_Source excerpt_.
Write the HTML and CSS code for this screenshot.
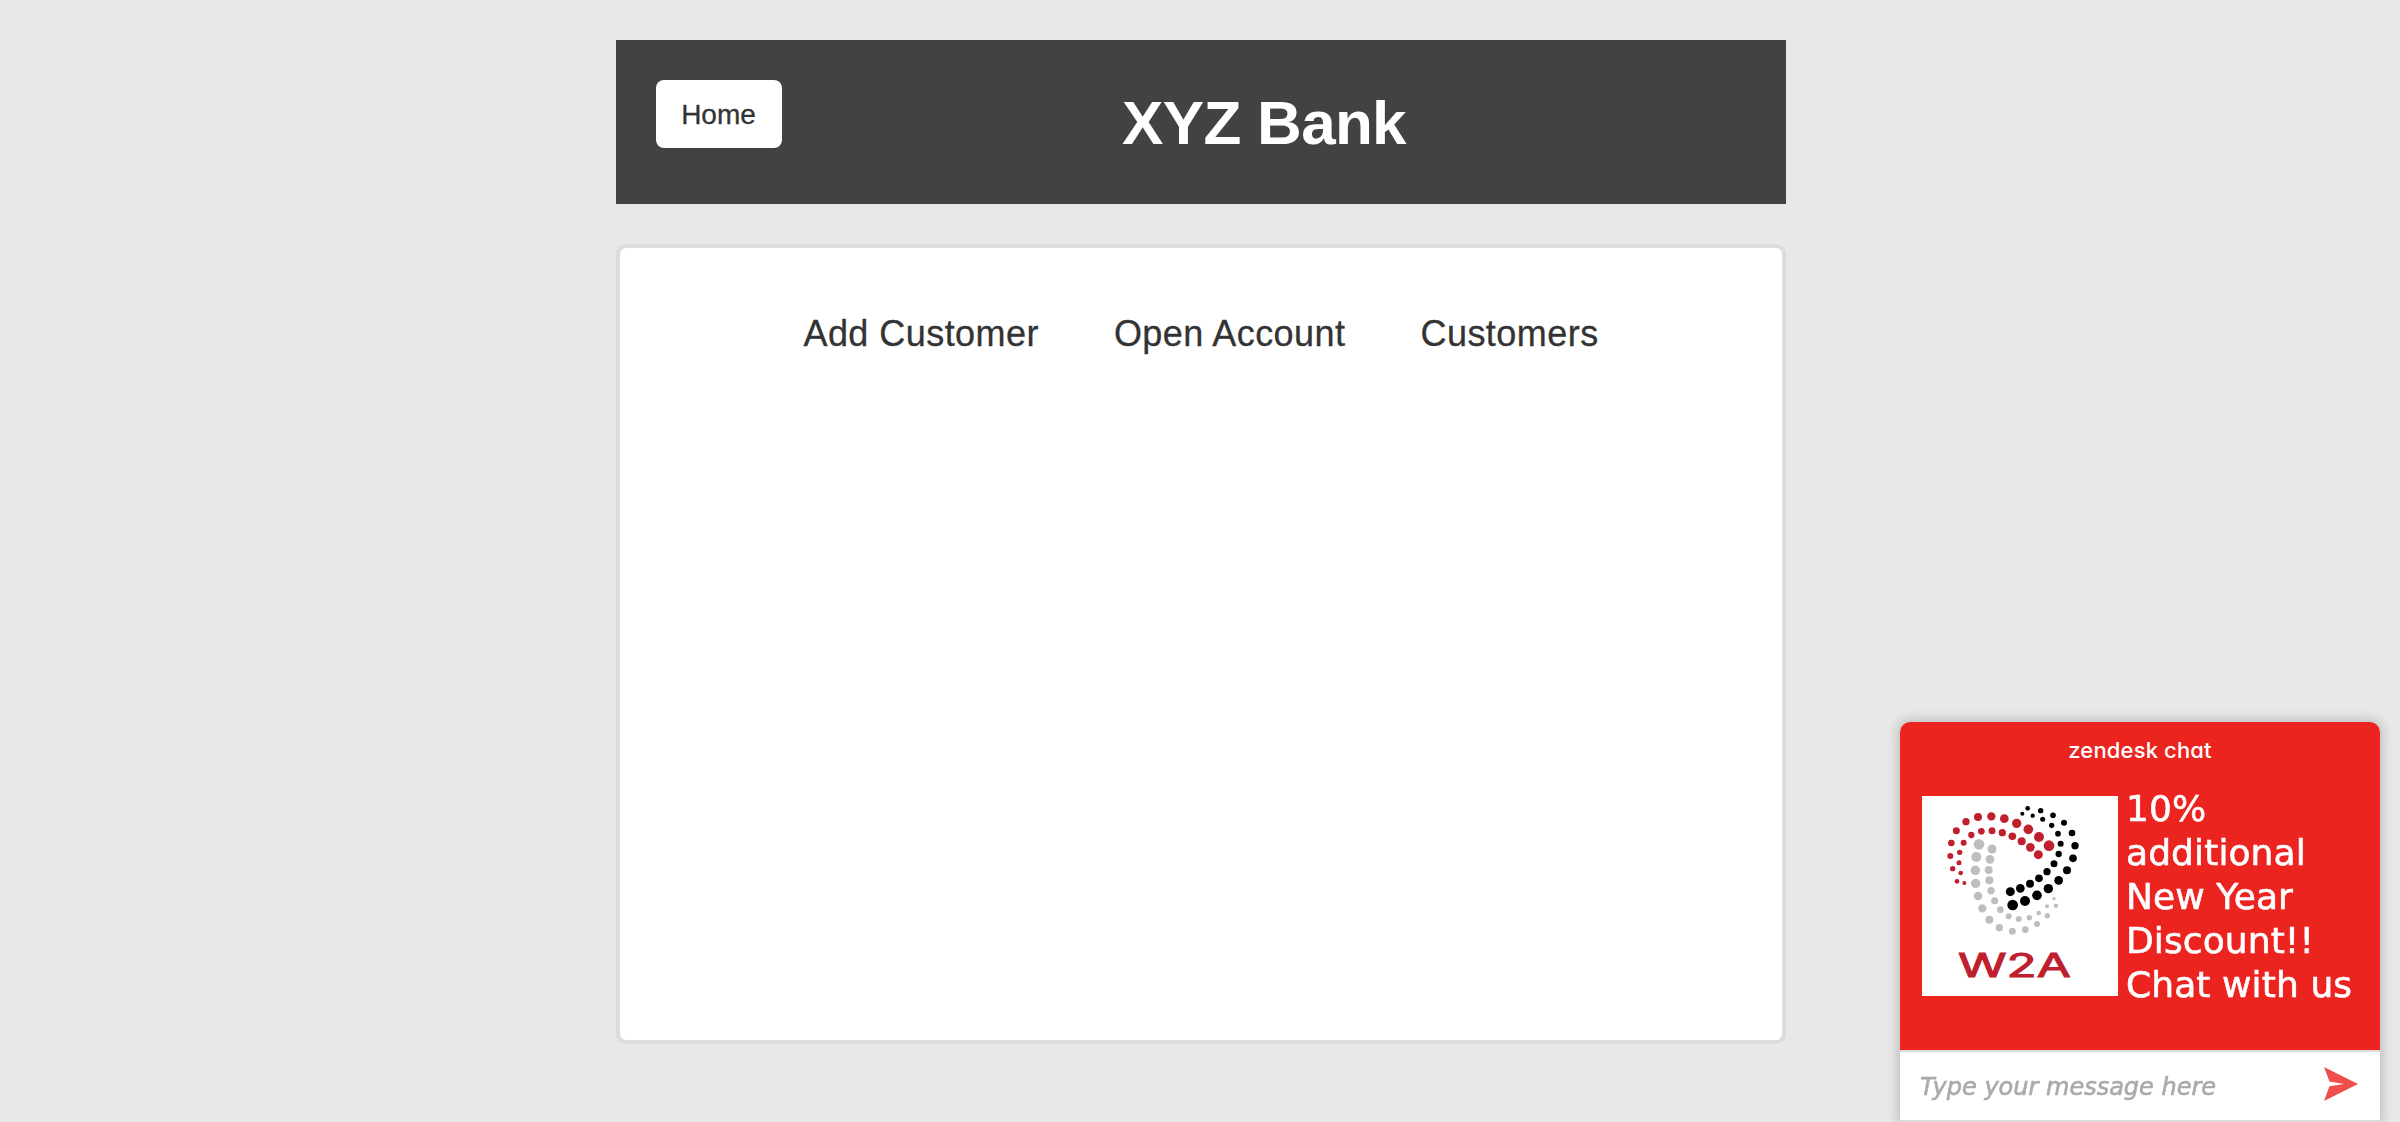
FILE: index.html
```html
<!DOCTYPE html>
<html lang="en">
<head>
<meta charset="utf-8">
<title>XYZ Bank</title>
<link rel="stylesheet" href="styles.css">
</head>
<body>
<div class="container">
  <header class="header">
    <button class="btn home" type="button">Home</button>
    <h1 class="title">XYZ Bank</h1>
  </header>
  <main class="panel">
    <nav class="tabs">
      <a class="tab add">Add Customer</a>
      <a class="tab open">Open Account</a>
      <a class="tab list">Customers</a>
    </nav>
  </main>
</div>
<aside class="chat">
  <div class="chat-top">
    <div class="brand">zendesk chat</div>
    <div class="promo">
      <svg class="logo" viewBox="36 33 588 600" aria-label="W2A">
        <g fill="#be202e">
          <circle cx="417" cy="182" r="16"/><circle cx="387" cy="156" r="15"/><circle cx="355" cy="133" r="14.5"/><circle cx="320" cy="115" r="14"/><circle cx="283" cy="101" r="13"/><circle cx="244" cy="94" r="12.5"/><circle cx="204" cy="96" r="12"/><circle cx="168" cy="110" r="11"/><circle cx="139" cy="137" r="10.5"/><circle cx="124" cy="174" r="10"/><circle cx="121" cy="213" r="9"/><circle cx="128" cy="251" r="8"/><circle cx="141" cy="289" r="7"/>
          <circle cx="385" cy="209" r="13.5"/><circle cx="361" cy="187" r="13"/><circle cx="335" cy="169" r="12"/><circle cx="307" cy="154" r="11.5"/><circle cx="277" cy="143" r="11"/><circle cx="246" cy="137" r="10.5"/><circle cx="214" cy="139" r="10"/><circle cx="184" cy="150" r="9.5"/><circle cx="161" cy="173" r="9"/><circle cx="149" cy="202" r="8"/><circle cx="147" cy="233" r="7.5"/><circle cx="152" cy="264" r="7"/><circle cx="163" cy="294" r="6"/>
        </g>
        <g fill="#000">
          <circle cx="308" cy="360" r="16"/><circle cx="345" cy="348" r="15"/><circle cx="381" cy="331" r="14.5"/><circle cx="415" cy="311" r="14"/><circle cx="446" cy="286" r="13"/><circle cx="471" cy="256" r="12"/><circle cx="489" cy="220" r="11.5"/><circle cx="495" cy="182" r="11"/><circle cx="486" cy="144" r="10"/><circle cx="462" cy="113" r="9"/><circle cx="429" cy="91" r="8.5"/><circle cx="392" cy="77" r="8"/><circle cx="353" cy="70" r="7"/>
          <circle cx="301" cy="320" r="13.5"/><circle cx="331" cy="310" r="13"/><circle cx="360" cy="296" r="12"/><circle cx="387" cy="280" r="11.5"/><circle cx="411" cy="260" r="11"/><circle cx="432" cy="236" r="10.5"/><circle cx="446" cy="207" r="9.5"/><circle cx="452" cy="176" r="9"/><circle cx="444" cy="146" r="8.5"/><circle cx="425" cy="121" r="8"/><circle cx="398" cy="103" r="7.5"/><circle cx="368" cy="92" r="6.5"/><circle cx="337" cy="86" r="6"/>
        </g>
        <g fill="#bcbec0">
          <circle cx="207" cy="178" r="16"/><circle cx="199" cy="216" r="15"/><circle cx="196" cy="256" r="14.5"/><circle cx="197" cy="295" r="14"/><circle cx="204" cy="333" r="13"/><circle cx="217" cy="370" r="12.5"/><circle cx="238" cy="404" r="12"/><circle cx="268" cy="428" r="11"/><circle cx="307" cy="439" r="10.5"/><circle cx="346" cy="434" r="10"/><circle cx="381" cy="417" r="9"/><circle cx="412" cy="392" r="8"/><circle cx="438" cy="362" r="6.5"/>
          <circle cx="246" cy="192" r="13.5"/><circle cx="240" cy="223" r="13"/><circle cx="236" cy="255" r="12"/><circle cx="238" cy="286" r="12"/><circle cx="243" cy="317" r="11"/><circle cx="254" cy="347" r="10.5"/><circle cx="271" cy="374" r="10"/><circle cx="296" cy="394" r="9"/><circle cx="326" cy="402" r="9"/><circle cx="358" cy="398" r="8"/><circle cx="386" cy="384" r="7"/><circle cx="411" cy="364" r="6"/><circle cx="432" cy="341" r="5"/>
        </g>
        <text class="logo-text" x="144" y="576" textLength="338" lengthAdjust="spacingAndGlyphs">W2A</text>
      </svg>
      <p class="offer">10% additional New Year Discount!! Chat with us</p>
    </div>
  </div>
  <div class="composer">
    <span class="hint">Type your message here</span>
    <svg class="send" viewBox="0 0 34 34" aria-hidden="true"><path fill="#ef4f4c" d="M0 0 34 17 0 34 5.5 19.2 20 17 5.5 14.6Z"/></svg>
  </div>
</aside>
</body>
</html>
```
FILE: styles.css
```css
* { box-sizing: border-box; }
body {
  margin: 0;
  height: 1122px;
  overflow: hidden;
  background: #e8e8e8;
  color: #333;
  font-family: "Liberation Sans", Arial, sans-serif;
}
.container {
  width: 1170px;
  margin-left: 616px;
  padding-top: 40px;
}
.header {
  display: flex;
  align-items: flex-start;
  height: 164px;
  padding: 40px;
  background: #424242;
}
.btn {
  width: 126px;
  height: 68px;
  padding: 1px 1px 0 0;
  border: 0;
  border-radius: 8px;
  background: #fff;
  color: #333;
  font: 28px/67px "Liberation Sans", Arial, sans-serif;
  -webkit-text-stroke: 0.3px;
}
.title {
  flex: 1;
  margin: 0;
  color: #fff;
  font-size: 62px;
  line-height: 85px;
  letter-spacing: -0.7px;
  text-align: center;
}
.panel {
  height: 800px;
  margin-top: 40px;
  padding: 61px 0;
  border: 4px solid #dcdcdc;
  border-radius: 10px;
  background: #fff;
}
.tabs {
  display: flex;
  justify-content: center;
  gap: 75px;
}
.tab {
  font-size: 36px;
  line-height: 50px;
  letter-spacing: 0.45px;
  white-space: nowrap;
  -webkit-text-stroke: 0.3px;
}
.chat {
  position: fixed;
  top: 722px;
  left: 1900px;
  width: 480px;
  height: 400px;
  border-radius: 10px 10px 0 0;
  background: #fff;
  box-shadow: 0 0 12px 2px rgba(0, 0, 0, 0.2);
  font-family: "DejaVu Sans", Verdana, sans-serif;
}
.chat-top {
  height: 328px;
  padding: 13px 22px 0;
  border-radius: 10px 10px 0 0;
  background: #ec2420;
  color: #fff;
}
.brand {
  height: 47px;
  font: 500 22px/30px Inter, sans-serif;
  font-feature-settings: "cv11";
  letter-spacing: 0.15px;
  text-align: center;
}
.promo {
  display: flex;
  align-items: flex-start;
  gap: 8px;
}
.logo {
  flex: none;
  width: 196px;
  height: 200px;
  margin-top: 14px;
  background: #fff;
}
.logo-text {
  fill: #be202e;
  stroke: #be202e;
  stroke-width: 3px;
  font: 96px Inter, sans-serif;
}
.offer {
  width: 232px;
  margin: 5px 0 0;
  font-size: 36px;
  line-height: 44px;
  letter-spacing: 0.1px;
  -webkit-text-stroke: 0.6px;
}
.composer {
  display: flex;
  justify-content: space-between;
  height: 72px;
  padding: 15px 22px 0 20px;
  border: solid #dcdcdc;
  border-width: 2px 0;
}
.hint {
  color: #aaa;
  font-size: 24px;
  font-style: italic;
  line-height: 41px;
  -webkit-text-stroke: 0.6px;
}
.send {
  width: 34px;
  height: 34px;
}
```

_Given exercise_. Reproduce the data word for word, excluding its pictures.

_Answer in full_.
Write the HTML and CSS code for this screenshot.
FILE: index.html
```html
<!DOCTYPE html>
<html lang="en">
<head>
<meta charset="utf-8">
<title>XYZ Bank</title>
<link rel="stylesheet" href="styles.css">
</head>
<body>
<div class="container">
  <header class="header">
    <button class="btn home" type="button">Home</button>
    <h1 class="title">XYZ Bank</h1>
  </header>
  <main class="panel">
    <nav class="tabs">
      <a class="tab add">Add Customer</a>
      <a class="tab open">Open Account</a>
      <a class="tab list">Customers</a>
    </nav>
  </main>
</div>
<aside class="chat">
  <div class="chat-top">
    <div class="brand">zendesk chat</div>
    <div class="promo">
      <svg class="logo" viewBox="36 33 588 600" aria-label="W2A">
        <g fill="#be202e">
          <circle cx="417" cy="182" r="16"/><circle cx="387" cy="156" r="15"/><circle cx="355" cy="133" r="14.5"/><circle cx="320" cy="115" r="14"/><circle cx="283" cy="101" r="13"/><circle cx="244" cy="94" r="12.5"/><circle cx="204" cy="96" r="12"/><circle cx="168" cy="110" r="11"/><circle cx="139" cy="137" r="10.5"/><circle cx="124" cy="174" r="10"/><circle cx="121" cy="213" r="9"/><circle cx="128" cy="251" r="8"/><circle cx="141" cy="289" r="7"/>
          <circle cx="385" cy="209" r="13.5"/><circle cx="361" cy="187" r="13"/><circle cx="335" cy="169" r="12"/><circle cx="307" cy="154" r="11.5"/><circle cx="277" cy="143" r="11"/><circle cx="246" cy="137" r="10.5"/><circle cx="214" cy="139" r="10"/><circle cx="184" cy="150" r="9.5"/><circle cx="161" cy="173" r="9"/><circle cx="149" cy="202" r="8"/><circle cx="147" cy="233" r="7.5"/><circle cx="152" cy="264" r="7"/><circle cx="163" cy="294" r="6"/>
        </g>
        <g fill="#000">
          <circle cx="308" cy="360" r="16"/><circle cx="345" cy="348" r="15"/><circle cx="381" cy="331" r="14.5"/><circle cx="415" cy="311" r="14"/><circle cx="446" cy="286" r="13"/><circle cx="471" cy="256" r="12"/><circle cx="489" cy="220" r="11.5"/><circle cx="495" cy="182" r="11"/><circle cx="486" cy="144" r="10"/><circle cx="462" cy="113" r="9"/><circle cx="429" cy="91" r="8.5"/><circle cx="392" cy="77" r="8"/><circle cx="353" cy="70" r="7"/>
          <circle cx="301" cy="320" r="13.5"/><circle cx="331" cy="310" r="13"/><circle cx="360" cy="296" r="12"/><circle cx="387" cy="280" r="11.5"/><circle cx="411" cy="260" r="11"/><circle cx="432" cy="236" r="10.5"/><circle cx="446" cy="207" r="9.5"/><circle cx="452" cy="176" r="9"/><circle cx="444" cy="146" r="8.5"/><circle cx="425" cy="121" r="8"/><circle cx="398" cy="103" r="7.5"/><circle cx="368" cy="92" r="6.5"/><circle cx="337" cy="86" r="6"/>
        </g>
        <g fill="#bcbec0">
          <circle cx="207" cy="178" r="16"/><circle cx="199" cy="216" r="15"/><circle cx="196" cy="256" r="14.5"/><circle cx="197" cy="295" r="14"/><circle cx="204" cy="333" r="13"/><circle cx="217" cy="370" r="12.5"/><circle cx="238" cy="404" r="12"/><circle cx="268" cy="428" r="11"/><circle cx="307" cy="439" r="10.5"/><circle cx="346" cy="434" r="10"/><circle cx="381" cy="417" r="9"/><circle cx="412" cy="392" r="8"/><circle cx="438" cy="362" r="6.5"/>
          <circle cx="246" cy="192" r="13.5"/><circle cx="240" cy="223" r="13"/><circle cx="236" cy="255" r="12"/><circle cx="238" cy="286" r="12"/><circle cx="243" cy="317" r="11"/><circle cx="254" cy="347" r="10.5"/><circle cx="271" cy="374" r="10"/><circle cx="296" cy="394" r="9"/><circle cx="326" cy="402" r="9"/><circle cx="358" cy="398" r="8"/><circle cx="386" cy="384" r="7"/><circle cx="411" cy="364" r="6"/><circle cx="432" cy="341" r="5"/>
        </g>
        <text class="logo-text" x="144" y="576" textLength="338" lengthAdjust="spacingAndGlyphs">W2A</text>
      </svg>
      <p class="offer">10% additional New Year Discount!! Chat with us</p>
    </div>
  </div>
  <div class="composer">
    <span class="hint">Type your message here</span>
    <svg class="send" viewBox="0 0 34 34" aria-hidden="true"><path fill="#ef4f4c" d="M0 0 34 17 0 34 5.5 19.2 20 17 5.5 14.6Z"/></svg>
  </div>
</aside>
</body>
</html>
```
FILE: styles.css
```css
* { box-sizing: border-box; }
body {
  margin: 0;
  height: 1122px;
  overflow: hidden;
  background: #e8e8e8;
  color: #333;
  font-family: "Liberation Sans", Arial, sans-serif;
}
.container {
  width: 1170px;
  margin-left: 616px;
  padding-top: 40px;
}
.header {
  display: flex;
  align-items: flex-start;
  height: 164px;
  padding: 40px;
  background: #424242;
}
.btn {
  width: 126px;
  height: 68px;
  padding: 1px 1px 0 0;
  border: 0;
  border-radius: 8px;
  background: #fff;
  color: #333;
  font: 28px/67px "Liberation Sans", Arial, sans-serif;
  -webkit-text-stroke: 0.3px;
}
.title {
  flex: 1;
  margin: 0;
  color: #fff;
  font-size: 62px;
  line-height: 85px;
  letter-spacing: -0.7px;
  text-align: center;
}
.panel {
  height: 800px;
  margin-top: 40px;
  padding: 61px 0;
  border: 4px solid #dcdcdc;
  border-radius: 10px;
  background: #fff;
}
.tabs {
  display: flex;
  justify-content: center;
  gap: 75px;
}
.tab {
  font-size: 36px;
  line-height: 50px;
  letter-spacing: 0.45px;
  white-space: nowrap;
  -webkit-text-stroke: 0.3px;
}
.chat {
  position: fixed;
  top: 722px;
  left: 1900px;
  width: 480px;
  height: 400px;
  border-radius: 10px 10px 0 0;
  background: #fff;
  box-shadow: 0 0 12px 2px rgba(0, 0, 0, 0.2);
  font-family: "DejaVu Sans", Verdana, sans-serif;
}
.chat-top {
  height: 328px;
  padding: 13px 22px 0;
  border-radius: 10px 10px 0 0;
  background: #ec2420;
  color: #fff;
}
.brand {
  height: 47px;
  font: 500 22px/30px Inter, sans-serif;
  font-feature-settings: "cv11";
  letter-spacing: 0.15px;
  text-align: center;
}
.promo {
  display: flex;
  align-items: flex-start;
  gap: 8px;
}
.logo {
  flex: none;
  width: 196px;
  height: 200px;
  margin-top: 14px;
  background: #fff;
}
.logo-text {
  fill: #be202e;
  stroke: #be202e;
  stroke-width: 3px;
  font: 96px Inter, sans-serif;
}
.offer {
  width: 232px;
  margin: 5px 0 0;
  font-size: 36px;
  line-height: 44px;
  letter-spacing: 0.1px;
  -webkit-text-stroke: 0.6px;
}
.composer {
  display: flex;
  justify-content: space-between;
  height: 72px;
  padding: 15px 22px 0 20px;
  border: solid #dcdcdc;
  border-width: 2px 0;
}
.hint {
  color: #aaa;
  font-size: 24px;
  font-style: italic;
  line-height: 41px;
  -webkit-text-stroke: 0.6px;
}
.send {
  width: 34px;
  height: 34px;
}
```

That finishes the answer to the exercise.